The federal trial in the drug-dealing murder case involving 25-year-old victim Cherrie Gammon, a Club Pussy Cat stripper on Baltimore’s Block (“Laid Bare,” Mobtown Beat, Oct. 3), is scheduled for three weeks this month, but it has two fewer defendants thanks to guilty pleas entered by 42-year-old Monica McCants and 23-year-old Gary Thenor Cromartie. Meanwhile, investigators have been unable to contact a subpoenaed witness in the case—Cheryl Haywood, a 19-year-old who was a girlfriend of co-defendant Donte Bernard Baker, 22, when the alleged conspiracy was underway—and prosecutors have asked a judge to issue an arrest warrant to bring her to court.

The four defendants—McCants, Baker, Cromartie, and 30-year-old Tyrone Johniken—are charged with conducting a drug-dealing racketeering enterprise from at least 2008 until Jan. 25, 2012, and with conspiring to murder Gammon, who was shot to death near West Baltimore’s Leon Day Park on Dec. 12, 2010, because she was suspected of stealing drugs and giving police information about the crew’s drug business. Prosecutors say the operation, dubbed “the McCants-Baker organization,” made $14,000 per week, using strippers to supply heroin and cocaine to customers on the Block.

Cromartie pleaded guilty Nov. 1, admitting to his role in the racketeering enterprise, Gammon’s murder, and the heroin and coke dealing. McCants entered her plea on Oct. 4, copping to racketeering and drug dealing, but not to the murder conspiracy, and court documents state that she’s expected to testify at trial. On Oct. 26, McCants filed a motion to withdraw her plea, saying facts she’s admitting to—mostly regarding the amounts of drugs involved—aren’t true, but she withdrew the motion on Oct. 31.

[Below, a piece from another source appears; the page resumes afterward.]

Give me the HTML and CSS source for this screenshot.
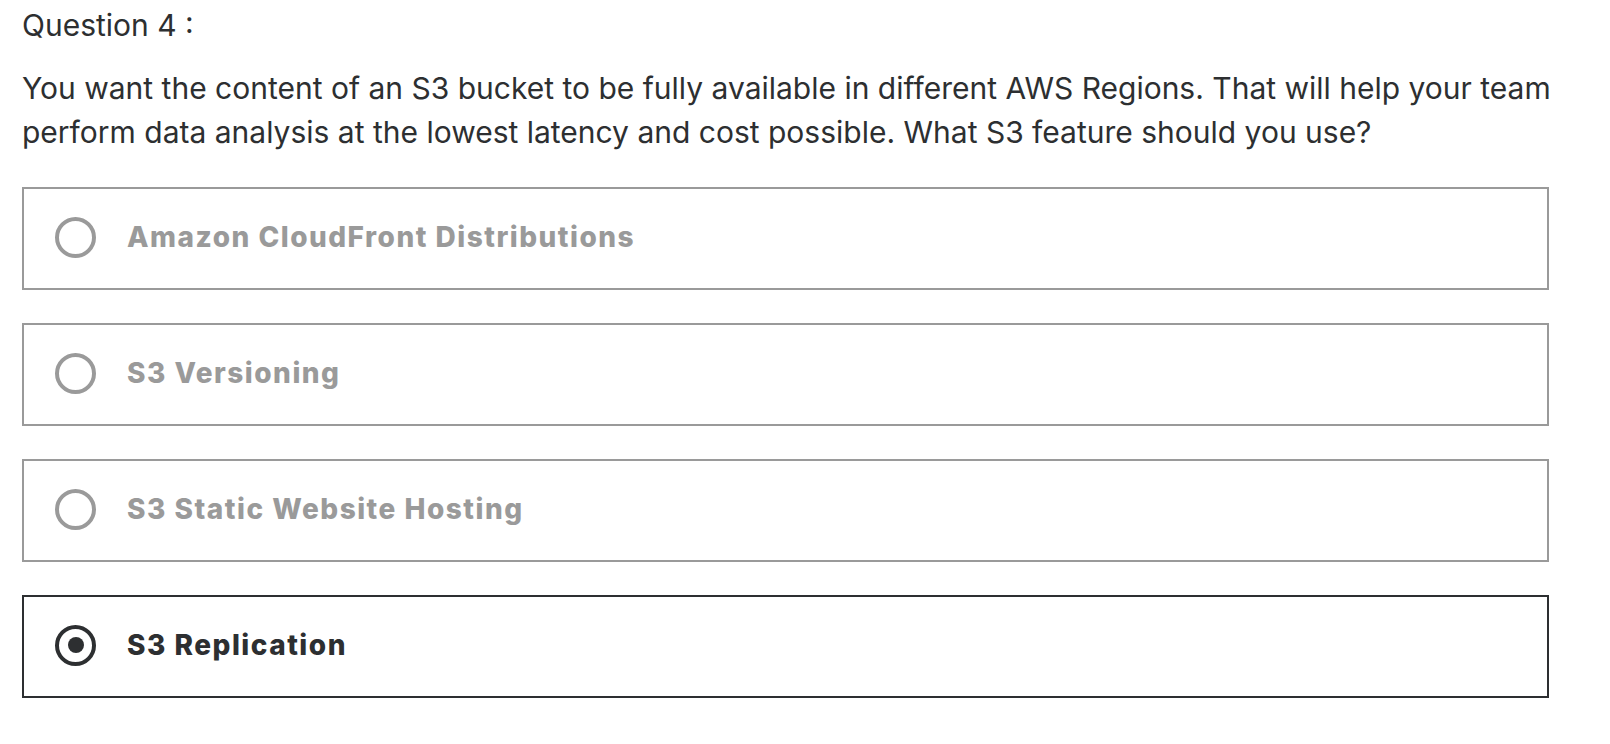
FILE: index.html
```html
<!DOCTYPE html>
<html>
<head>
<meta charset="utf-8">
<link rel="stylesheet" href="styles.css">
</head>
<body>
<div class="quiz">
  <div class="q-title">Question 4 :</div>
  <p class="q-text">You want the content of an S3 bucket to be fully available in different AWS Regions. That will help your team perform data analysis at the lowest latency and cost possible. What S3 feature should you use?</p>
  <ul class="answers">
    <li class="answer"><span class="radio"></span><span class="label">Amazon CloudFront Distributions</span></li>
    <li class="answer"><span class="radio"></span><span class="label">S3 Versioning</span></li>
    <li class="answer"><span class="radio"></span><span class="label">S3 Static Website Hosting</span></li>
    <li class="answer selected"><span class="radio"></span><span class="label">S3 Replication</span></li>
  </ul>
</div>
</body>
</html>
```
FILE: styles.css
```css
html, body {
  margin: 0;
  padding: 0;
  background: #ffffff;
}
body {
  font-family: Inter, "Liberation Sans", Arial, sans-serif;
  color: #2d2f31;
}
.quiz {
  padding: 5px 0 0 22px;
}
.q-title {
  font-size: 30px;
  line-height: 40px;
}
.q-text {
  margin: 21px 0 0 0;
  width: 1560px;
  font-size: 30px;
  line-height: 44px;
}
.answers {
  list-style: none;
  width: 1527px;
  margin: 33px 0 0 0;
  padding: 0;
  display: flex;
  flex-direction: column;
  gap: 33px;
}
.answer {
  height: 99px;
  border: 2px solid #9a9a9a;
  display: flex;
  align-items: center;
  padding-left: 31px;
  gap: 31px;
}
.radio {
  width: 33px;
  height: 33px;
  border: 4px solid #9a9a9a;
  border-radius: 50%;
  display: flex;
  align-items: center;
  justify-content: center;
  flex: none;
  margin-top: -3px;
}
.label {
  font-size: 28px;
  font-weight: 800;
  letter-spacing: 1.5px;
  color: #9a9a9a;
  margin-top: -3px;
}
.selected {
  border-color: #2d2f31;
}
.selected .radio {
  border-color: #2d2f31;
}
.selected .radio::after {
  content: "";
  width: 16px;
  height: 16px;
  border-radius: 50%;
  background: #2d2f31;
}
.selected .label {
  color: #2d2f31;
}
```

Haywood, meanwhile, was subpoenaed to appear as a witness on Oct. 31, but didn’t show up. The investigator who served her with the subpoena on Oct. 17 explained in an affidavit that Haywood has “material evidence” about Baker’s alleged drug dealing on the Block, his possession of a gun, and his phone, which was replaced with a new one the day Gammon was murdered. But Haywood, the affidavit states, “has on several occasions expressed a desire to have nothing to do with the present investigation,” and without an arrest warrant to assure her appearance, “her testimony will probably be lost to the Court and the jury, and justice will be undermined.”